同じ浮名を流しながら広島出身の女性アナウンサーと比較してなんで成田屋の坊ちゃんが女性アナウンサーほど徹底的に叩かれないか、って云ったら、成田屋の坊ちゃんが伝統芸能の世界に居るからじゃないのです。両方とも恋多き人種であるものの(そもそも恋多きことでなんで叩かれなあかんの?)なんて思うのですが、成田屋の坊ちゃんとて多くの恋をして女性と寝てる限りは(ほんとに寝てるのかどうかは知りませんけど)単なるお年頃の「女好き」です。お年頃の女性アナウンサの「男好き」という評価とぜんぜんかわりません。でも、その人が持ってるもの、この場合成田屋の坊ちゃんの「才能」(父である團十郎丈が病床にあるなか、周囲の協力を得ながらあの若さで恙なく自らの襲名披露をこなした力量はあるでしょう)でもって肯定的に評価される限りは高く評価され認められるところがあるので、叩きにくいのです。で、叩きにくいからかたちを変えて罵倒する。それが芸事にとって色恋は「芸の肥やし」だからしょうがない(ほんとは女好きな男なんすよあいつは)、といういいかたなのかな、と。

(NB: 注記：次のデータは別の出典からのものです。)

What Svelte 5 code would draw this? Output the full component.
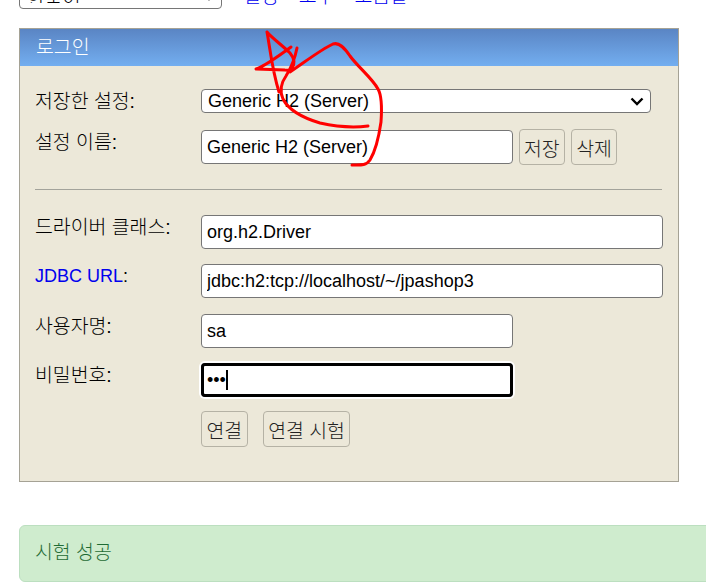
<script>
  const stroke1 = "M267 32 C272 38 283 46 290 53 C295 59 295 64 292 69 C290 71 288 70 285 70 L256 69 C263 67 276 58 291 47 M267 32 C270 48 272 70 279 92";
  const stroke2 = "M297 48 C295 58 291 68 286 76 C281 83 279 90 283 99 C288 109 300 117 320 123 C338 127 352 128 368 126";
  const stroke3 = "M290 72 C305 62 320 50 333 44 C339 42 344 47 350 56 C358 67 372 78 378 89 C382 96 382 108 381 122 C379 136 376 150 370 160 C366 166 360 165 352 165";
</script>

<div class="page">
  <div class="topbar">
    <div class="select-wrap lang-wrap">
      <select class="lang ko" aria-label="언어">
        <option>한국어</option>
      </select>
      <svg class="chevron" width="14" height="9" viewBox="0 0 14 9" aria-hidden="true"><path d="M1.5 1.5 L7 7 L12.5 1.5" /></svg>
    </div>
    <nav class="links ko">
      <a href="#a">설정</a>
      <a href="#b">도구</a>
      <a href="#c">도움말</a>
    </nav>
  </div>

  <section class="panel">
    <h1 class="panel-head ko">로그인</h1>
    <form class="panel-body">
      <div class="row row-saved">
        <label class="ko" for="saved">저장한 설정:</label>
        <div class="select-wrap">
          <select id="saved" class="saved"><option>Generic H2 (Server)</option></select>
          <svg class="chevron" width="14" height="9" viewBox="0 0 14 9" aria-hidden="true"><path d="M1.5 1.5 L7 7 L12.5 1.5" /></svg>
        </div>
      </div>
      <div class="row row-name">
        <label class="ko" for="name">설정 이름:</label>
        <div class="inline">
          <input id="name" class="short" value="Generic H2 (Server)" />
          <button class="ko" type="button">저장</button>
          <button class="ko" type="button">삭제</button>
        </div>
      </div>
      <hr />
      <div class="row row-field">
        <label class="ko" for="driver">드라이버 클래스:</label>
        <input id="driver" class="wide" value="org.h2.Driver" />
      </div>
      <div class="row row-url">
        <label for="url"><a href="#u">JDBC URL</a>:</label>
        <input id="url" class="wide" value="jdbc:h2:tcp://localhost/~/jpashop3" />
      </div>
      <div class="row row-field">
        <label class="ko" for="user">사용자명:</label>
        <input id="user" class="short" value="sa" />
      </div>
      <div class="row row-field">
        <label class="ko" for="pw">비밀번호:</label>
        <div class="pw short"><span class="dots">•••</span><span class="caret"></span></div>
      </div>
      <div class="actions">
        <button class="ko" type="button">연결</button>
        <button class="ko" type="button">연결 시험</button>
      </div>
    </form>
  </section>

  <div class="alert ko">시험 성공</div>
</div>

<svg class="scribble" width="706" height="583" viewBox="0 0 706 583" aria-hidden="true">
  <path d={stroke1} />
  <path d={stroke2} />
  <path d={stroke3} />
</svg>

<style>
  :global(body) {
    margin: 0;
    background: #fff;
    overflow: hidden;
  }
  .page {
    width: 706px;
    height: 583px;
    overflow: hidden;
    position: relative;
    box-sizing: border-box;
    padding-left: 19px;
    font-family: "Liberation Sans", "Noto Sans CJK KR", sans-serif;
    font-size: 18px;
    color: #000;
  }
  .ko {
    font-size: 19.4px;
    font-weight: 300;
  }
  .topbar {
    height: 28px;
    margin-top: -13px;
    display: flex;
    align-items: flex-start;
    gap: 21px;
  }
  .select-wrap {
    position: relative;
    display: block;
  }
  .chevron {
    position: absolute;
    right: 7px;
    top: 8px;
    pointer-events: none;
  }
  .lang-wrap .chevron {
    right: 6px;
    top: 5px;
  }
  .chevron path {
    fill: none;
    stroke: #000;
    stroke-width: 2.4;
  }
  .lang {
    width: 203px;
    height: 22px;
    box-sizing: border-box;
    display: block;
    appearance: none;
    padding: 0 7px 5px;
    font-family: inherit;
    background: #fff;
    border: 1px solid #767676;
    border-radius: 4px;
  }
  .links {
    display: flex;
    gap: 20px;
    margin-top: -7px;
  }
  a {
    color: #0000ee;
    text-decoration: none;
  }
  .panel {
    width: 660px;
    height: 454px;
    box-sizing: border-box;
    margin-top: 13px;
    border: 1px solid #a5a295;
    background: #ece8d9;
  }
  .panel-head {
    margin: 0;
    height: 37px;
    padding: 2px 16px 0;
    box-sizing: border-box;
    font-weight: 300;
    color: #fff;
    background: linear-gradient(#5a85c4, #73aef0);
  }
  .panel-body {
    padding: 23px 15px 0;
  }
  .row {
    display: flex;
    align-items: flex-start;
  }
  label {
    width: 166px;
    flex: none;
    line-height: 24px;
  }
  .inline {
    display: flex;
    align-items: flex-start;
    gap: 5.5px;
  }
  .row-saved {
    height: 41px;
  }
  .saved {
    width: 450px;
    height: 24px;
    box-sizing: border-box;
    display: block;
    appearance: none;
    padding: 0 6px;
    font: inherit;
    background: #fff;
    border: 1px solid #767676;
    border-radius: 4px;
  }
  input,
  .pw {
    box-sizing: border-box;
    height: 34px;
    padding: 0 5px;
    font: inherit;
    color: #000;
    background: #fff;
    border: 1px solid #767676;
    border-radius: 4px;
    display: block;
  }
  .wide {
    width: 462px;
  }
  .short {
    width: 312px;
  }
  button {
    height: 36px;
    padding: 0 4.5px;
    margin-top: -1px;
    font-family: inherit;
    color: #222;
    background: #ece8d9;
    border: 1px solid #b5b2a5;
    border-radius: 4px;
  }
  hr {
    margin: 25px 1px 25px 0;
    border: 0;
    border-top: 1px solid #a3a39b;
  }
  .row-field {
    height: 49px;
  }
  .row-url {
    height: 50px;
  }
  .row-name {
    height: 34px;
  }
  .pw {
    display: flex;
    align-items: center;
    padding-left: 5px;
    outline: 3px solid #000;
    outline-offset: -3px;
    box-shadow: 0 0 0 2px #fff;
    overflow: hidden;
  }
  .dots {
    font-size: 18px;
    line-height: 1;
  }
  .caret {
    width: 2px;
    height: 20px;
    background: #000;
  }
  .actions {
    margin: 0 0 0 166px;
    display: flex;
    gap: 15px;
  }
  .alert {
    box-sizing: border-box;
    width: 720px;
    height: 57px;
    margin-top: 43px;
    padding: 14px 16px 0 15px;
    line-height: 24px;
    color: #1f6b35;
    background: #cfecce;
    border: 1px solid #bcdfc0;
    border-radius: 6px;
  }
  .scribble {
    position: absolute;
    left: 0;
    top: 0;
    pointer-events: none;
  }
  .scribble path {
    fill: none;
    stroke: #f00;
    stroke-width: 3;
    stroke-linecap: round;
    stroke-linejoin: round;
  }
</style>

この国の風潮で怖いと思うのは、多数からみて理解しにくいことを区別してレッテルを貼ったり、あまり考えずに区別してレッテルを貼ったり、ってことをすることです。さらにレッテルを貼った上で叩いたり、過保護になったり、異常扱いします。守旧、改革っていう云い方をして改革じゃなければ悪っていう構図を作って叩くし、何百年の歴史もあるものは保存しなきゃなんて考える人も居る。
一番わからないのは、恋多きことや男好き女好きも異常扱いで、叩こうとすることです。ホテルに野球選手と入ったって云う事実だけでキャスターを降ろされるし、芸の肥やしだとか言われて罵倒されながら赦免はされるけどいろいろ陰口は叩かれるってのが、理解できないのです。男好きとか女好きなんてそんな悪いことなんかな、なんて思えちまうんすけど。色恋に対して「燃える闘魂」を隠さない場合、やはり異常なんでしょうか。私なんかは広島出身の女性アナウンサーや成田屋の坊ちゃんが色恋ごとへの「燃える闘魂」を隠さないことにどこか清清しさを覚えるんすけど。もっとも批判するほうは公然と色恋ごとを表面化させるのはおかしい、ってことなのでしょうけど。
最近こういうゴシップに関することなんかでうっすら気がついたのは批判なり擁護なりするほうも「恋」や「性」というものに対してのその人の認識や感情を浮かび上がらせやすいな、ってことでした。
そしてレッテル貼りも、レッテルを貼るほうやそれに同意したり引用するほうも、その見識や認識の深さ浅さがほんと出易いな、なんて思います。